Political profits: The German takeover of Austria was followed by actions against political opponents and targeted groups, “enemies of the people and the nation.” Among other things, their property was sequestered, followed by a confiscation process. A report on the largest estates seized lists the properties of wealthy Jews (unsurprisingly), but also seven estates of the Habsburgs, the ancient royal family.

Hadamar: While most of the evidence against Frick was legal and bureaucratic, showing his work as an architect of the Nazi government (repeating evidence already presented about the regime as a whole), the prosecution presented evidence about one program that he both helped initiate and then administered: the killing of disabled persons. In August 1941 the Bishop of Limburg protested against the euthanasia operation at the Hadamar asylum, noting the effects on local residents. The children referred to the bus that brought in the victims as “the murder-box,” and taunted others with the threat that “you’ll be sent to the baking oven.” The elderly worried that they would be next in line, as “useless eaters.” The bishop noted the irony that the killings went unpunished while the Gestapo threatened anyone who talked about them.
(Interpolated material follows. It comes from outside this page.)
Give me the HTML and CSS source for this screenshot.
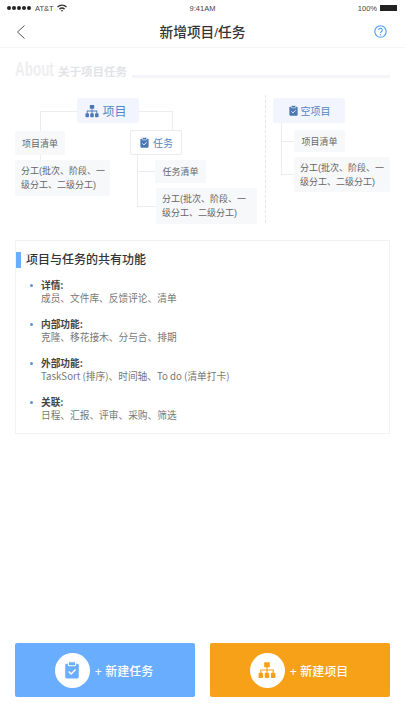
FILE: index.html
```html
<!DOCTYPE html>
<html lang="zh-CN">
<head>
<meta charset="UTF-8">
<meta name="viewport" content="width=device-width, initial-scale=1.0">
<title>新增项目/任务</title>
<link rel="stylesheet" href="styles.css">
</head>
<body>

<svg class="defs" width="0" height="0">
    <symbol id="iconTree" viewBox="0 0 16 16">
        <rect x="5.500" y="1" width="5" height="4.500" rx=".5"/>
        <path d="M7.500 5h1v2.500H14V11h-1V8.500H8.500V11h-1V8.500H3V11H2V7.500h5.500z"/>
        <rect x=".5" y="10.500" width="4" height="4.500" rx=".8"/>
        <rect x="6" y="10.500" width="4" height="4.500" rx=".8"/>
        <rect x="11.500" y="10.500" width="4" height="4.500" rx=".8"/>
    </symbol>
    <symbol id="iconClip" viewBox="0 0 16 16">
        <rect x="2" y="2.500" width="12" height="13" rx="1.200"/>
        <rect x="4.800" y=".6" width="6.400" height="3.600" rx=".6" stroke="#fff" stroke-width=".9"/>
        <path d="M5 9.300l2.200 2.200L11.200 7.600" fill="none" stroke="#fff" stroke-width="1.300"/>
    </symbol>
</svg>

<div class="status">
    <div class="status-left">
        <span class="dots"><i></i><i></i><i></i><i></i><i></i></span>
        <span>AT&amp;T</span>
        <svg class="wifi" width="10" height="8" viewBox="0 0 10 8"><path d="M0 2.500a7 7 0 0 1 10 0L9 3.600a5.500 5.500 0 0 0-8 0zM2 4.600a4.200 4.200 0 0 1 6 0L7 5.700a2.800 2.800 0 0 0-4 0zM3.800 6.500a1.700 1.700 0 0 1 2.400 0L5 7.800z"/></svg>
    </div>
    <div class="status-time">9:41AM</div>
    <div class="status-right">
        <span>100%</span>
        <span class="battery"></span>
    </div>
</div>

<div class="nav">
    <svg class="back" width="9" height="14" viewBox="0 0 9 14"><path d="M8.500 .5L1.500 7l7 6.500" fill="none" stroke="#555" stroke-width="1"/></svg>
    <h1>新增项目/任务</h1>
    <svg class="help" width="13" height="13" viewBox="0 0 13 13">
        <circle cx="6.500" cy="6.500" r="5.700" fill="none" stroke="#4a9df0" stroke-width="1.100"/>
        <path d="M4.700 5.100a1.800 1.800 0 1 1 2.700 1.500c-.6.400-.9.700-.9 1.400" fill="none" stroke="#4a9df0" stroke-width="1.100"/>
        <circle cx="6.500" cy="9.700" r=".7" fill="#4a9df0"/>
    </svg>
</div>

<div class="about">
    <span class="about-en">About</span>
    <span class="about-cn">关于项目任务</span>
    <span class="about-line"></span>
</div>

<div class="diagram">
    <div class="line l1"></div>
    <div class="line l2"></div>
    <div class="line l3"></div>
    <div class="line l4"></div>
    <div class="line l5"></div>
    <div class="line l6"></div>
    <div class="line l7"></div>
    <div class="line l8"></div>
    <div class="line l9"></div>
    <div class="line l10"></div>
    <div class="line l11"></div>
    <div class="divider"></div>

    <div class="node head n-project"><svg class="ico"><use href="#iconTree"/></svg>项目</div>
    <div class="node leaf n-list1">项目清单</div>
    <div class="node leaf split n-split1"><span>分工(批次、阶段、一<br>级分工、二级分工)</span></div>
    <div class="node head-white n-task"><svg class="ico-sm"><use href="#iconClip"/></svg>任务</div>
    <div class="node leaf n-list2">任务清单</div>
    <div class="node leaf split n-split2"><span>分工(批次、阶段、一<br>级分工、二级分工)</span></div>
    <div class="node head-small n-empty"><svg class="ico-sm"><use href="#iconClip"/></svg>空项目</div>
    <div class="node leaf n-list3">项目清单</div>
    <div class="node leaf split n-split3"><span>分工(批次、阶段、一<br>级分工、二级分工)</span></div>
</div>

<div class="card">
    <h2>项目与任务的共有功能</h2>
    <ul>
        <li><b>详情:</b>成员、文件库、反馈评论、清单</li>
        <li><b>内部功能:</b>克隆、移花接木、分与合、排期</li>
        <li><b>外部功能:</b>TaskSort (排序)、时间轴、To do (清单打卡)</li>
        <li><b>关联:</b>日程、汇报、评审、采购、筛选</li>
    </ul>
</div>

<div class="actions">
    <div class="btn btn-task">
        <span class="btn-circle"><svg><use href="#iconClip"/></svg></span>
        <span>+ 新建任务</span>
    </div>
    <div class="btn btn-project">
        <span class="btn-circle"><svg><use href="#iconTree"/></svg></span>
        <span>+ 新建项目</span>
    </div>
</div>

</body>
</html>
```

FILE: styles.css
```css
* { box-sizing:border-box; }
html, body { height:100%; }
body { margin:0; width:405px; height:720px; display:flex; flex-direction:column; overflow:hidden; background:white; color:#333; font-family:'Liberation Sans','Noto Sans CJK SC',sans-serif; }
.defs { position:absolute; }

.status { height:16px; padding:0 7px; display:flex; align-items:center; justify-content:space-between; font-size:7.5px; color:#444; position:relative; }
.status-left { display:flex; align-items:center; gap:3px; }
.dots { display:flex; gap:1px; margin-right:1px; }
.dots i { width:4px; height:4px; border-radius:50%; background:#222; }
.wifi { fill:#333; }
.status-time { position:absolute; left:0; right:0; text-align:center; }
.status-right { display:flex; align-items:center; gap:3px; }
.battery { width:17px; height:6px; background:#222; margin-right:1px; }

.nav { height:32px; padding:0 18px; display:grid; grid-template-columns:1fr auto 1fr; align-items:center; border-bottom:1px solid #f5f5f5; }
.nav h1 { margin:0 0 2px; font-size:13.700px; font-weight:500; color:#333; }
.back { margin-left:-2px; }
.help { justify-self:end; }

.about { height:42px; padding:0 15px 10px; display:flex; align-items:flex-end; }
.about-en { display:inline-block; width:39px; white-space:nowrap; transform:scaleX(.64); transform-origin:left bottom; font-size:21px; line-height:22px; font-weight:bold; color:#eeeef1; }
.about-cn { margin-left:4px; font-size:11.500px; line-height:16px; font-weight:bold; color:#e2e3e7; }
.about-line { flex:1; height:3px; margin:0 0 2px 5px; background:#f4f5f9; }

/* tree is placed by coordinates, top of box is y=90 */
.diagram { position:relative; height:140px; }
.node { position:absolute; display:flex; align-items:center; justify-content:center; font-size:9px; color:#666; }
.leaf { background:#f7f8fa; border-radius:2px; }
.split { justify-content:flex-start; padding:0 6px; line-height:14px; white-space:nowrap; }
.head { background:#f2f5fd; color:#5585c5; font-size:12px; border-radius:2px; gap:3px; padding-right:4px; }
.head-white { background:white; border:1px solid #ebebeb; border-radius:2px; color:#5585c5; font-size:10px; gap:3px; }
.head-small { background:#f2f5fd; color:#5585c5; font-size:10px; border-radius:2px; gap:2px; }
.ico { width:14px; height:14px; fill:#4a78b4; }
.ico-sm { width:11px; height:11px; fill:#4a78b4; }

.n-project { left:77px; top:8px; width:62px; height:25px; }
.n-list1 { left:15px; top:41px; width:50px; height:24px; }
.n-split1 { left:15px; top:70px; width:95px; height:36px; }
.n-task { left:130px; top:40px; width:52px; height:25px; }
.n-list2 { left:155px; top:70px; width:51px; height:23px; }
.n-split2 { left:156px; top:98px; width:101px; height:36px; }
.n-empty { left:273px; top:8px; width:72px; height:25px; }
.n-list3 { left:294px; top:40px; width:51px; height:22px; }
.n-split3 { left:294px; top:67px; width:96px; height:35px; }

.line { position:absolute; background:#ececec; }
.l1 { left:40px; top:21px; width:37px; height:1px; }
.l2 { left:40px; top:21px; width:1px; height:20px; }
.l3 { left:139px; top:21px; width:33px; height:1px; }
.l4 { left:172px; top:21px; width:1px; height:19px; }
.l5 { left:40px; top:65px; width:1px; height:5px; }
.l6 { left:137px; top:65px; width:1px; height:51px; }
.l7 { left:137px; top:81px; width:18px; height:1px; }
.l8 { left:137px; top:116px; width:19px; height:1px; }
.l9 { left:281px; top:33px; width:1px; height:51px; }
.l10 { left:281px; top:51px; width:13px; height:1px; }
.l11 { left:281px; top:84px; width:13px; height:1px; }
.divider { position:absolute; left:265px; top:5px; height:128px; border-left:1px dashed #e6e6e6; }

.card { margin:10px 15px 0; height:194px; border:1px solid #f2f2f2; padding:11px 10px 0 0; }
.card h2 { margin:0; height:16px; line-height:16px; padding-left:5px; border-left:5px solid #69adff; font-size:12px; font-weight:500; color:#333; }
.card ul { list-style:none; margin:11px 0 0; padding:0 0 0 25px; }
.card li { position:relative; height:39px; font-family:'Noto Sans CJK SC',sans-serif; font-size:9.700px; line-height:13px; color:#777; }
.card li b { display:block; color:#444; }
.card li::before { content:''; position:absolute; left:-11px; top:5px; width:3px; height:3px; border-radius:50%; background:#5a93dd; }

.actions { margin-top:auto; margin-bottom:23px; padding:0 15px; display:flex; justify-content:space-between; }
.btn { width:180px; height:54px; padding-right:2px; border-radius:2px; display:flex; align-items:center; justify-content:center; gap:5px; color:white; font-size:12px; font-weight:500; }
.btn-task { background:#69adff; }
.btn-project { background:#f6a117; }
.btn-circle { width:35px; height:35px; border-radius:50%; background:white; display:flex; align-items:center; justify-content:center; }
.btn-circle svg { width:18px; height:18px; }
.btn-task svg { fill:#69adff; }
.btn-project svg { fill:#f6a117; }
```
Increments of oppression: As commissioner in the Netherlands, Seyss-Inquart had complete governmental authority, in cooperation with the military and the SS. From August 1940 to May 1942 he issued a series of orders concerning the Jews in the Netherlands: an order requiring the registration of their businesses; a prohibition against Germans working in their households; an order requiring them to register personally; an order restricting their enrollment as students; an order for the registration, management, and possible confiscation of their property; restrictions on the sale of their property; restrictions on their professional and business activities; a prohibition of their membership in cultural guilds; and an order for the registration of their legal entitlements and property, and the handing-over of valuables. (The deportation and extermination program was regarded as an SS operation not under his control.) One puzzle was an order requiring that butchers must stun an animal before killing it; this was presented as a “humane” rule, but the effect was to prohibit kosher slaughtering.
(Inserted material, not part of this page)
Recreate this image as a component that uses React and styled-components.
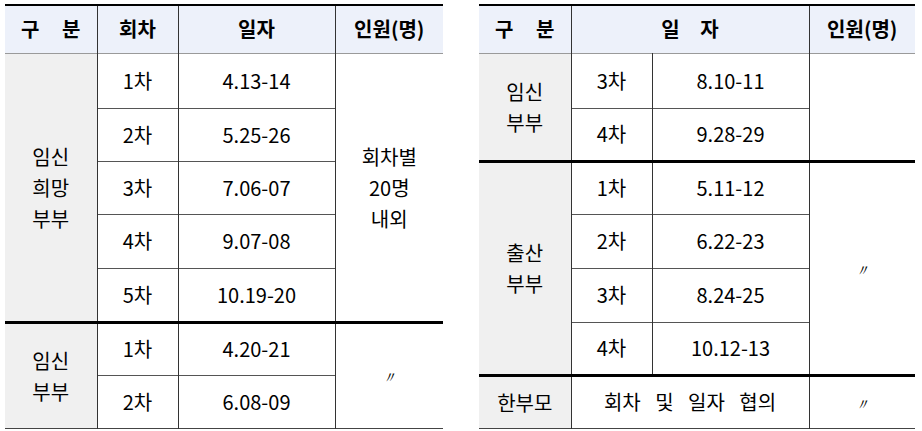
import React from "react";
import styled, { createGlobalStyle } from "styled-components";

const GlobalStyle = createGlobalStyle`
  html, body {
    margin: 0;
    padding: 0;
    background: #ffffff;
  }
  body {
    font-family: "Noto Sans CJK KR", "Noto Sans", sans-serif;
    color: #000;
  }
`;

const Page = styled.div`
  display: flex;
  gap: 36px;
  padding: 4px 0 0 5px;
`;

const Table = styled.table`
  border-collapse: collapse;
  table-layout: fixed;
  width: ${p => p.$width}px;
  font-size: 20px;
  line-height: 1.2;
`;

const HeadRow = styled.tr`
  height: 48px;
  border-top: 2px solid #000;
  border-bottom: 1px solid #9a9a9a;
`;

const Row = styled.tr`
  height: ${p => p.$h || 53}px;
  border-top: ${p => (p.$thick ? "3px solid #000" : "1px solid #555")};
  border-bottom: ${p => (p.$last ? "1px solid #444" : "none")};
`;

const Th = styled.th`
  background: #edf1fa;
  font-weight: 700;
  font-size: 20px;
  text-align: center;
  padding: 0;
  border-left: ${p => (p.$first ? "none" : "1px solid #333")};
  word-spacing: ${p => p.$spread || 0}px;
`;

const Group = styled.td`
  background: #f0f0f0;
  text-align: center;
  vertical-align: middle;
  line-height: 31px;
  padding: 0;
`;

const Td = styled.td`
  text-align: center;
  vertical-align: middle;
  padding: 0;
  border-left: 1px solid #333;
  line-height: ${p => p.$lh || "1.2"};
  word-spacing: ${p => p.$spread || 0}px;
`;

const Ditto = styled.span`
  font-size: 16px;
  font-style: italic;
  font-family: "DejaVu Sans", sans-serif;
`;

const Lines = ({ items }) =>
  items.map((t, i) => (
    <React.Fragment key={i}>
      {i > 0 && <br />}
      {t}
    </React.Fragment>
  ));

export default function App() {
  return (
    <>
      <GlobalStyle />
      <Page>
        <Table $width={438}>
          <colgroup>
            <col style={{ width: 92 }} />
            <col style={{ width: 81 }} />
            <col style={{ width: 157 }} />
            <col style={{ width: 108 }} />
          </colgroup>
          <thead>
            <HeadRow>
              <Th $first $spread={18}>구 분</Th>
              <Th>회차</Th>
              <Th>일자</Th>
              <Th>인원(명)</Th>
            </HeadRow>
          </thead>
          <tbody>
            <Row $h={55}>
              <Group rowSpan={5}>
                <Lines items={["임신", "희망", "부부"]} />
              </Group>
              <Td>1차</Td>
              <Td>4.13-14</Td>
              <Td rowSpan={5} $lh="31px">
                <Lines items={["회차별", "20명", "내외"]} />
              </Td>
            </Row>
            <Row>
              <Td>2차</Td>
              <Td>5.25-26</Td>
            </Row>
            <Row>
              <Td>3차</Td>
              <Td>7.06-07</Td>
            </Row>
            <Row $h={54}>
              <Td>4차</Td>
              <Td>9.07-08</Td>
            </Row>
            <Row $h={54}>
              <Td>5차</Td>
              <Td>10.19-20</Td>
            </Row>
            <Row $thick>
              <Group rowSpan={2}>
                <Lines items={["임신", "부부"]} />
              </Group>
              <Td>1차</Td>
              <Td>4.20-21</Td>
              <Td rowSpan={2}>
                <Ditto>〃</Ditto>
              </Td>
            </Row>
            <Row $last>
              <Td>2차</Td>
              <Td>6.08-09</Td>
            </Row>
          </tbody>
        </Table>

        <Table $width={436}>
          <colgroup>
            <col style={{ width: 92 }} />
            <col style={{ width: 81 }} />
            <col style={{ width: 157 }} />
            <col style={{ width: 106 }} />
          </colgroup>
          <thead>
            <HeadRow>
              <Th $first $spread={18}>구 분</Th>
              <Th colSpan={2} $spread={16}>일 자</Th>
              <Th>인원(명)</Th>
            </HeadRow>
          </thead>
          <tbody>
            <Row $h={55}>
              <Group rowSpan={2}>
                <Lines items={["임신", "부부"]} />
              </Group>
              <Td>3차</Td>
              <Td>8.10-11</Td>
              <Td rowSpan={2} />
            </Row>
            <Row>
              <Td>4차</Td>
              <Td>9.28-29</Td>
            </Row>
            <Row $thick>
              <Group rowSpan={4}>
                <Lines items={["출산", "부부"]} />
              </Group>
              <Td>1차</Td>
              <Td>5.11-12</Td>
              <Td rowSpan={4}>
                <Ditto>〃</Ditto>
              </Td>
            </Row>
            <Row $h={54}>
              <Td>2차</Td>
              <Td>6.22-23</Td>
            </Row>
            <Row $h={54}>
              <Td>3차</Td>
              <Td>8.24-25</Td>
            </Row>
            <Row>
              <Td>4차</Td>
              <Td>10.12-13</Td>
            </Row>
            <Row $thick $last>
              <Group>한부모</Group>
              <Td colSpan={2} $spread={10}>회차 및 일자 협의</Td>
              <Td>
                <Ditto>〃</Ditto>
              </Td>
            </Row>
          </tbody>
        </Table>
      </Page>
    </>
  );
}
The HLS Library holds approximately one million pages of documents relating to the trial of military and political leaders of Nazi Germany before the International Military Tribunal (IMT) and to the twelve trials of other accused war criminals before the United States Nuremberg Military Tribunals (NMT). We have posted five trials so far (NMT 1 through NMT 4 and NMT 7) and have completed digitization of all the documents and transcripts. 

We are now engaged in the process of analyzing, describing and making machine readable the remaining trials’ materials in preparation for posting them to the Web. We hope to complete this work as soon as possible based upon available funding.  For more information about this project, please contact [email protected].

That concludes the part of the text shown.